The standard story
— the story accepted by the coal mine industry
— was that new technology had led inexorably to greater safety.
What had happened was far more interesting
— and told you how this little American subculture worked,
rather than the way economists who had never seen the inside of a coal mine might imagine that it worked.
Roof bolts were indeed more efficient and effective than timber supports in preventing chunks of roof from wounding miners.
But they were expensive to install.
The coal mine companies had, in effect, figured out how few roof bolts they needed to use to maintain the same level of risk their miners had endured before their invention.
“Simply stated,” Chris wrote, “roof bolts can only prevent roof falls if enough of them are installed.”
And so, amazingly, for the first 20 years of its use, the main effect of the most important lifesaving technology in the history of coal mining was to increase the efficiency of the mines
while preserving existing probabilities of death and injury.
Taking advantage, essentially, of people conditioned to a certain level of risk by failing to ameliorate that risk.
“No one puts people’s lives at risk per se,” Chris said.
“It’s not obvious most of the time that people’s lives are at stake.
You’re always playing probabilities.
But they knew what they were doing.
They could see people dying.
Even in a union mine they did it.
That is what is so extraordinary.
These were not dumb guys.
This was a conscious decision.”
If coal mine companies had played the odds with miners’ lives,
it was because they felt they couldn’t afford not to.
Any mine that installed a safe number of roof bolts would find itself at a competitive disadvantage to any mine that didn’t.
It had been a race to the bottom,
and until Chris created his database and made his study,
no one had really noticed what had happened.
If working-class families in West Virginia were angry but didn’t know quite where to direct their feelings,
here was a road map.
Their society had just assumed it could foist risk upon them without anyone ever really noticing or caring.
But someone had noticed.
The point of the roof bolt story was that,
left to itself,
the free market would fail to protect ordinary workers
— even when it clearly had the wherewithal to do so.
A mining company called Murray Energy soon proved the point.
Just before 3 in the morning of Aug. 6, 2007, the pillars collapsed inside of its Crandall Canyon mine in Emery County, Utah.
Crandall Canyon was especially deep:
Six miners were trapped 2,000 feet underground.
Three rescue workers were killed trying to save them.

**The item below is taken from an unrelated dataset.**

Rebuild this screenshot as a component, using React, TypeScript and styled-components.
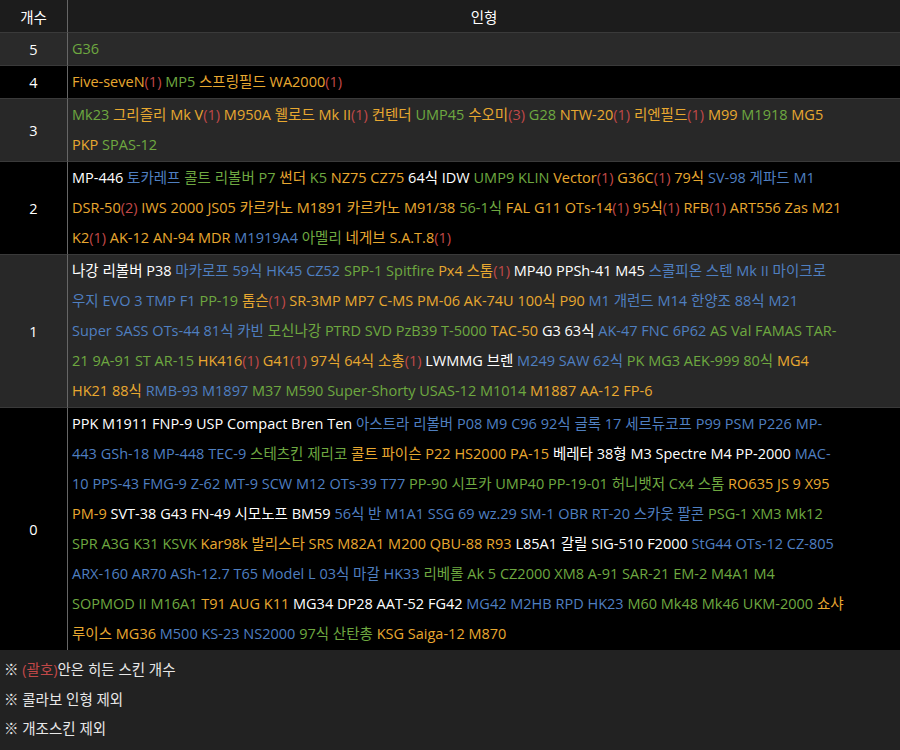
import React from "react";
import styled, { createGlobalStyle } from "styled-components";

const Global = createGlobalStyle`
  html, body { margin: 0; padding: 0; background: #222; }
  body { font-family: "Open Sans", "Noto Sans CJK KR", sans-serif; font-size: 14.5px; color: #fff; }
`;

const C: Record<string, string> = { w: "#ffffff", b: "#4f7fc0", g: "#6ea840", o: "#e8a830", r: "#c04848" };

const data: [string, string, string[]][] = [
  ["5", "#2a2a2a", ["g:G36"]],
  ["4", "#000", ["o:Five-seveN(1)|g:MP5|o:스프링필드|o:WA2000(1)"]],
  ["3", "#282828", [
    "g:Mk23|o:그리즐리 Mk V(1)|o:M950A|o:웰로드 Mk II(1)|o:컨텐더|g:UMP45|o:수오미(3)|g:G28|o:NTW-20(1)|o:리엔필드(1)|o:M99|g:M1918|o:MG5",
    "o:PKP|g:SPAS-12",
  ]],
  ["2", "#000", [
    "w:MP-446|b:토카레프|g:콜트 리볼버|g:P7|o:썬더|g:K5|o:NZ75|o:CZ75|w:64식|w:IDW|g:UMP9|g:KLIN|o:Vector(1)|o:G36C(1)|o:79식|b:SV-98|b:게파드|b:M1",
    "o:DSR-50(2)|o:IWS 2000|o:JS05|o:카르카노 M1891|o:카르카노 M91/38|g:56-1식|o:FAL|o:G11|o:OTs-14(1)|o:95식(1)|o:RFB(1)|o:ART556|o:Zas M21",
    "o:K2(1)|o:AK-12|o:AN-94|o:MDR|b:M1919A4|g:아멜리|o:네게브|o:S.A.T.8(1)",
  ]],
  ["1", "#282828", [
    "w:나강 리볼버|w:P38|b:마카로프|b:59식|b:HK45|b:CZ52|g:SPP-1|g:Spitfire|o:Px4 스톰(1)|w:MP40|w:PPSh-41|w:M45|b:스콜피온|b:스텐 Mk II|b:마이크로",
    "b:우지|b:EVO 3|b:TMP|b:F1|g:PP-19|o:톰슨(1)|o:SR-3MP|o:MP7|o:C-MS|o:PM-06|o:AK-74U|o:100식|o:P90|b:M1 개런드|b:M14|b:한양조 88식|b:M21",
    "b:Super SASS|b:OTs-44|b:81식 카빈|g:모신나강|g:PTRD|g:SVD|g:PzB39|g:T-5000|o:TAC-50|w:G3|w:63식|b:AK-47|b:FNC|b:6P62|g:AS Val|g:FAMAS|g:TAR-",
    "g:21|g:9A-91|g:ST AR-15|o:HK416(1)|o:G41(1)|o:97식|o:64식 소총(1)|w:LWMMG|w:브렌|b:M249 SAW|b:62식|g:PK|g:MG3|g:AEK-999|g:80식|o:MG4",
    "o:HK21|o:88식|b:RMB-93|b:M1897|g:M37|g:M590|g:Super-Shorty|g:USAS-12|g:M1014|o:M1887|o:AA-12|o:FP-6",
  ]],
  ["0", "#000", [
    "w:PPK|w:M1911|w:FNP-9|w:USP Compact|w:Bren Ten|b:아스트라 리볼버|b:P08|b:M9|b:C96|b:92식|b:글록 17|b:세르듀코프|b:P99|b:PSM|b:P226|b:MP-",
    "b:443|b:GSh-18|b:MP-448|b:TEC-9|g:스테츠킨|g:제리코|o:콜트 파이슨|o:P22|o:HS2000|o:PA-15|w:베레타 38형|w:M3|w:Spectre M4|w:PP-2000|b:MAC-",
    "b:10|b:PPS-43|b:FMG-9|b:Z-62|b:MT-9|b:SCW|b:M12|b:OTs-39|b:T77|g:PP-90|g:시프카|g:UMP40|g:PP-19-01|g:허니뱃저|g:Cx4 스톰|o:RO635|o:JS 9|o:X95",
    "o:PM-9|w:SVT-38|w:G43|w:FN-49|w:시모노프|w:BM59|b:56식 반|b:M1A1|b:SSG 69|b:wz.29|b:SM-1|b:OBR|b:RT-20|b:스카웃|b:팔콘|g:PSG-1|g:XM3|g:Mk12",
    "g:SPR|g:A3G|g:K31|g:KSVK|o:Kar98k|o:발리스타|o:SRS|o:M82A1|o:M200|o:QBU-88|o:R93|w:L85A1|w:갈릴|w:SIG-510|w:F2000|b:StG44|b:OTs-12|b:CZ-805",
    "b:ARX-160|b:AR70|b:ASh-12.7|b:T65|b:Model L|b:03식|b:마갈|b:HK33|g:리베롤|g:Ak 5|g:CZ2000|g:XM8|g:A-91|g:SAR-21|g:EM-2|g:M4A1|g:M4",
    "g:SOPMOD II|g:M16A1|o:T91|o:AUG|o:K11|w:MG34|w:DP28|w:AAT-52|w:FG42|b:MG42|b:M2HB|b:RPD|b:HK23|g:M60|g:Mk48|g:Mk46|g:UKM-2000|o:쇼샤",
    "o:루이스|o:MG36|b:M500|b:KS-23|b:NS2000|g:97식|g:산탄총|o:KSG|o:Saiga-12|o:M870",
  ]],
];

const Table = styled.div`
  display: grid;
  grid-template-columns: 67px 1fr;
`;
const HeadCell = styled.div<{ $left?: boolean }>`
  background: #1c1c1c;
  height: 32px;
  display: flex;
  align-items: center;
  justify-content: center;
  border-left: ${(p) => (p.$left ? "none" : "1px solid #666")};
`;
const NumCell = styled.div<{ $bg: string }>`
  background: ${(p) => p.$bg};
  display: flex;
  align-items: center;
  justify-content: center;
  border-top: 1px solid #3a3a3a;
`;
const TextCell = styled.div<{ $bg: string }>`
  background: ${(p) => p.$bg};
  border-left: 1px solid #666;
  border-top: 1px solid #3a3a3a;
  padding: 1px 4px;
  overflow: hidden;
`;
const Line = styled.div`
  line-height: 30px;
  height: 30px;
  white-space: nowrap;
`;
const Word = styled.span<{ $c: string }>`
  color: ${(p) => p.$c};
`;
const Paren = styled.span`
  color: ${C.r};
`;
const Footer = styled.div`
  background: #222;
  padding: 5px 4px 0;
  line-height: 29.5px;
  color: #e8e8e8;
`;

function renderTokens(s: string) {
  return s.split("|").map((t, i) => {
    const c = C[t[0]];
    const txt = t.slice(2);
    const m = txt.match(/^(.*?)(\(\d+\))$/);
    return (
      <React.Fragment key={i}>
        {i > 0 ? " " : ""}
        <Word $c={c}>
          {m ? m[1] : txt}
          {m ? <Paren>{m[2]}</Paren> : null}
        </Word>
      </React.Fragment>
    );
  });
}

export default function App() {
  return (
    <>
      <Global />
      <Table>
        <HeadCell $left>개수</HeadCell>
        <HeadCell>인형</HeadCell>
        {data.map(([n, bg, lines]) => (
          <React.Fragment key={n}>
            <NumCell $bg={bg}>{n}</NumCell>
            <TextCell $bg={bg}>
              {lines.map((l, i) => (
                <Line key={i}>{renderTokens(l)}</Line>
              ))}
            </TextCell>
          </React.Fragment>
        ))}
      </Table>
      <Footer>
        <div>※ <Paren>(괄호)</Paren>안은 히든 스킨 개수</div>
        <div>※ 콜라보 인형 제외</div>
        <div>※ 개조스킨 제외</div>
      </Footer>
    </>
  );
}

The bodies of the six miners were never recovered.
The subsequent investigation and Senate hearings and criminal trials would last for years,
but it took Chris less than a day to work out what had happened:
The company had ignored his formula for pillar design.
As the pillars were made of coal, the fewer of them you left standing, the more coal you could remove.
Murray Energy wanted more coal, and to get it, the company had hired an engineering consultant who persuaded a regional mine inspector to sign off on a pillar scheme that Chris’s formula would have flagged as wildly risky.
“This is one where it should have saved lives but didn’t,” said Chris.
“They ran my algorithm.
They knew they had a problem.
They said, ‘Don’t worry, it’ll be fine.’ ”
“The short answer to the question of what happened at Crandall Canyon is that the people in the Western coal fields had this deep-seated idea that the rules from the East didn’t apply to them,” said Chris.